The second quote tells us that the light of the northern lamp sort of annulled Melkor's shadow.

Are we to think that Melkor was so tall that he cast a shadow from the north even onto the dwelling of the Valar (which was located in the middle of Middle-earth)?

If he could indeed appear in this gigantic form, couldn't he have used this against most of his enemies (i.e. the Elves and Men) in later days, to just stomp all over them, rather than fight an actual war?  Or perhaps because of the scattering of his power he was diminished and could not assume such a hefty body anymore? 

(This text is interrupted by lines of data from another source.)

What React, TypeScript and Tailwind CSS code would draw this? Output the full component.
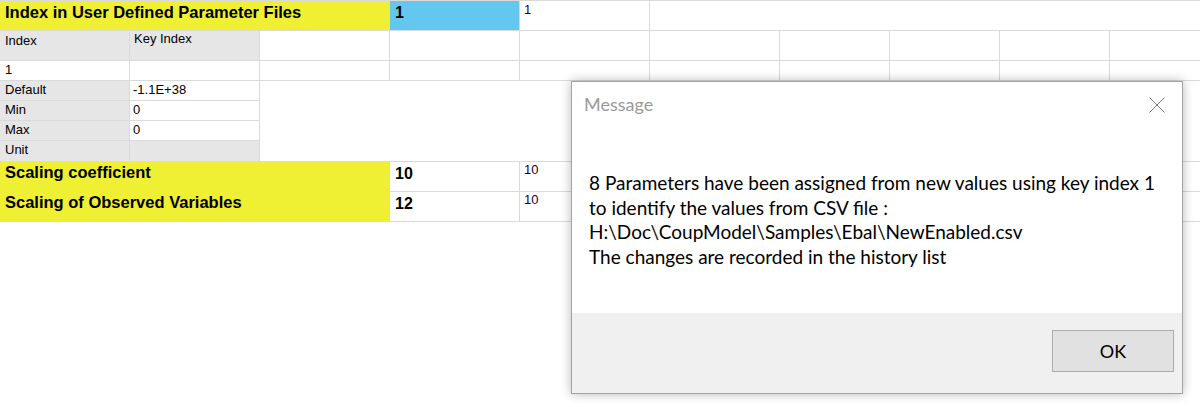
const line = 'border-[#dadada]';

const FillCells = () => (
  <>
    <div className={`w-[130px] border-r ${line}`} />
    <div className={`w-[130px] border-r ${line}`} />
    <div className={`w-[130px] border-r ${line}`} />
    <div className={`w-[130px] border-r ${line}`} />
    <div className={`w-[110px] border-r ${line}`} />
    <div className={`w-[110px] border-r ${line}`} />
    <div className={`w-[110px] border-r ${line}`} />
    <div className="flex-1" />
  </>
);

const props = [
  { label: 'Default', value: '-1.1E+38', grey: false },
  { label: 'Min', value: '0', grey: false },
  { label: 'Max', value: '0', grey: false },
  { label: 'Unit', value: '', grey: true },
];

const ScalingRow = ({ label, value, orig }: { label: string; value: string; orig: string }) => (
  <div className={`flex h-[30px] border-b ${line}`}>
    <div className={`w-[390px] bg-[#efef33] border-r ${line} pl-[5px] text-[16.5px] leading-[20px] font-bold`}>{label}</div>
    <div className={`w-[130px] border-r ${line} pl-[5px] text-[16px] leading-[24px] font-bold`}>{value}</div>
    <div className={`w-[130px] border-r ${line} pl-[4px] text-[13px] leading-[15px] text-[#14002e]`}>{orig}</div>
    <div className="flex-1" />
  </div>
);

export default function App() {
  return (
    <div className="relative w-[1200px] h-[407px] overflow-hidden bg-white text-black font-['Liberation_Sans',Arial,sans-serif]">
      <div className={`flex h-[31px] border-y ${line}`}>
        <div className="w-[390px] bg-[#efef33] pl-[5px] text-[16.5px] leading-[22px] font-bold">Index in User Defined Parameter Files</div>
        <div className={`w-[130px] bg-[#63c7f0] border-r ${line} pl-[5px] text-[16px] leading-[24px] font-bold`}>1</div>
        <div className={`w-[130px] border-r ${line} pl-[4px] text-[13px] leading-[18px] text-[#14002e]`}>1</div>
        <div className="flex-1" />
      </div>

      <div className={`flex h-[30px] border-b ${line} text-[13px]`}>
        <div className={`w-[130px] bg-[#e6e6e6] border-r ${line} pl-[5px] leading-[20px]`}>Index</div>
        <div className={`w-[130px] bg-[#e6e6e6] border-r ${line} pl-[4px] leading-[16px]`}>Key Index</div>
        <FillCells />
      </div>

      <div className={`flex h-[20px] border-b ${line} text-[13px] leading-[18px]`}>
        <div className={`w-[130px] border-r ${line} pl-[5px]`}>1</div>
        <div className={`w-[130px] border-r ${line}`} />
        <FillCells />
      </div>

      <div className={`flex border-b ${line} text-[13px] leading-[18px]`}>
        <div className="w-[260px] flex flex-col">
          {props.map((p, i) => (
            <div key={p.label} className={`flex h-[20px] ${i < props.length - 1 ? `border-b ${line}` : ''}`}>
              <div className={`w-[130px] bg-[#e6e6e6] border-r ${line} pl-[5px]`}>{p.label}</div>
              <div className={`w-[130px] border-r ${line} pl-[3px] ${p.grey ? 'bg-[#e6e6e6]' : ''}`}>{p.value}</div>
            </div>
          ))}
        </div>
        <div className="flex-1" />
      </div>

      <ScalingRow label="Scaling coefficient" value="10" orig="10" />
      <ScalingRow label="Scaling of Observed Variables" value="12" orig="10" />

      {/* message box */}
      <div className="absolute left-[571px] top-[81px] w-[612px] h-[313px] flex flex-col bg-white border border-[#a3a3a3] shadow-[0_0_10px_rgba(0,0,0,0.28)] font-['Lato','Noto_Sans',sans-serif]">
        <div className="flex items-start justify-between pl-[12px] pr-[17px] pt-[10px]">
          <span className="text-[18px] leading-[24px] text-[#9a9a9a]">Message</span>
          <svg width="16" height="16" viewBox="0 0 16 16" className="mt-[5px]">
            <path d="M0.5 0.5 L15.5 15.5 M15.5 0.5 L0.5 15.5" stroke="#7a7a7a" strokeWidth="1" fill="none" />
          </svg>
        </div>
        <div className="flex-1 pl-[17px] pt-[55px] text-[19px] leading-[24.5px] text-black">
          <div>8 Parameters have been assigned from new values using key index 1</div>
          <div>to identify the values from CSV file :</div>
          <div>H:\Doc\CoupModel\Samples\Ebal\NewEnabled.csv</div>
          <div>The changes are recorded in the history list</div>
        </div>
        <div className="h-[80px] bg-[#f0f0f0] flex justify-end items-start pr-[8px] pt-[17px]">
          <button className="w-[122px] h-[42px] bg-[#e1e1e1] border border-[#adadad] text-[18px] leading-[24px] text-black">OK</button>
        </div>
      </div>
    </div>
  );
}
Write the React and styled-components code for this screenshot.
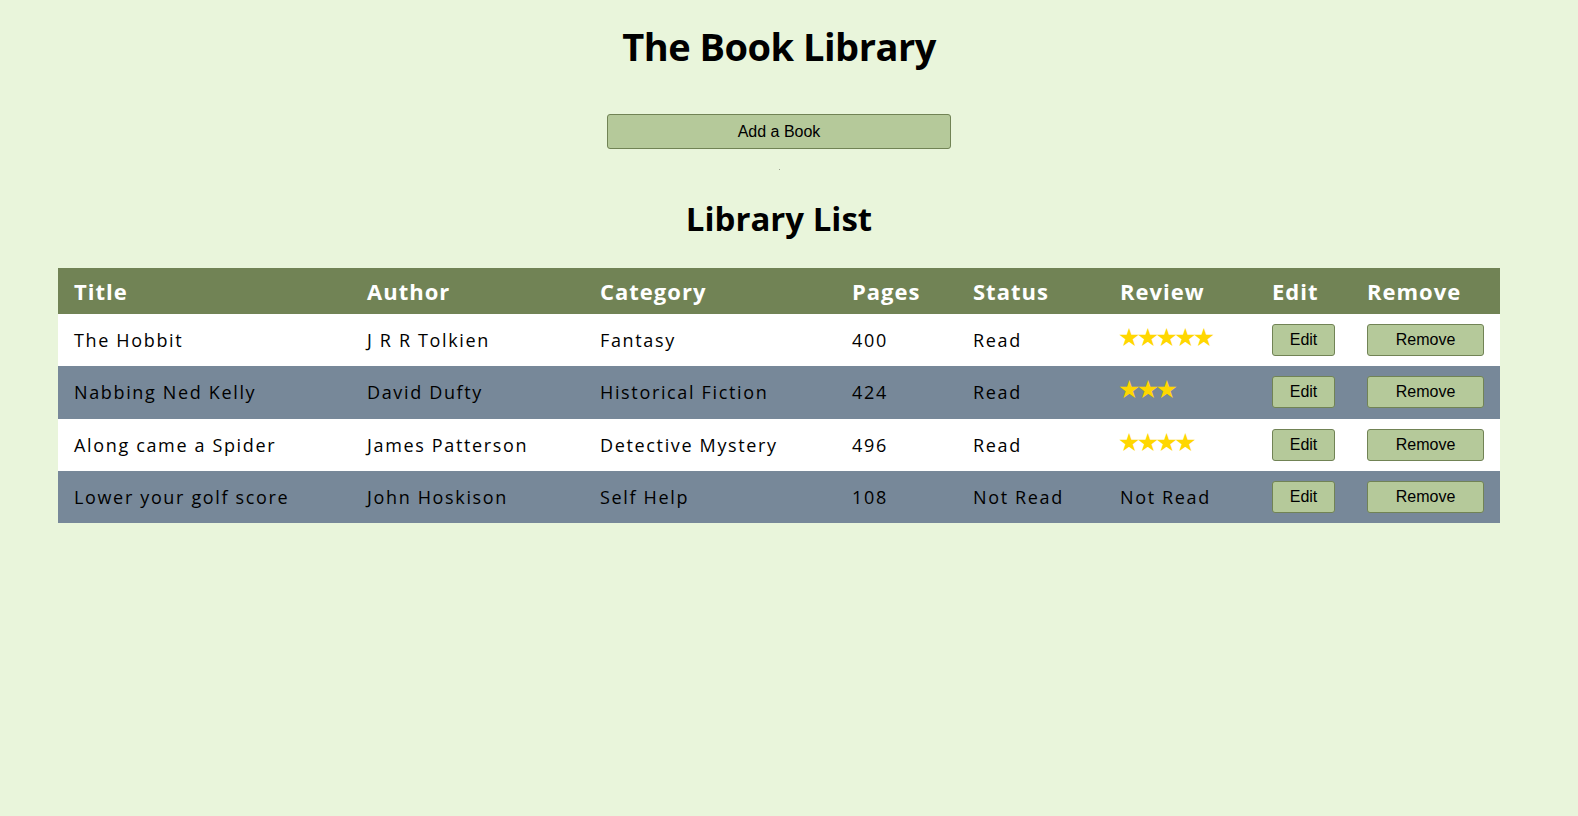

Or perhaps the word "Melkor" stands not only for himself, but for his armies as a whole, and the shadow is more one of war rather than an actual shadow?

Or another explanation/theory?


----------



## Barliman Butterbur (Feb 3, 2007)

Ithrynluin said:


> ...Are we to think that Melkor was so tall that he cast a shadow from the north even onto the dwelling of the Valar (which was located in the middle of Middle-earth)?...Or perhaps the word "Melkor" stands not only for himself, but for his armies as a whole, and the shadow is more one of war rather than an actual shadow?
> 
> Or another explanation/theory?



Your latter explanation is the correct one; "the shadow of Melkor" refers to his _influence_ and the destruction that he was to unleash.

Barley


----------



## Ithrynluin (Feb 3, 2007)

If what is meant is influence, why then is the lamp mentioned as blotting out the shadow of Melkor? Wouldn't a literal shadow have made more sense?

Or did the lamp give off an air of peacefulness that lulled the Valar into a false sense of security? ("Where there's light, all is right!" )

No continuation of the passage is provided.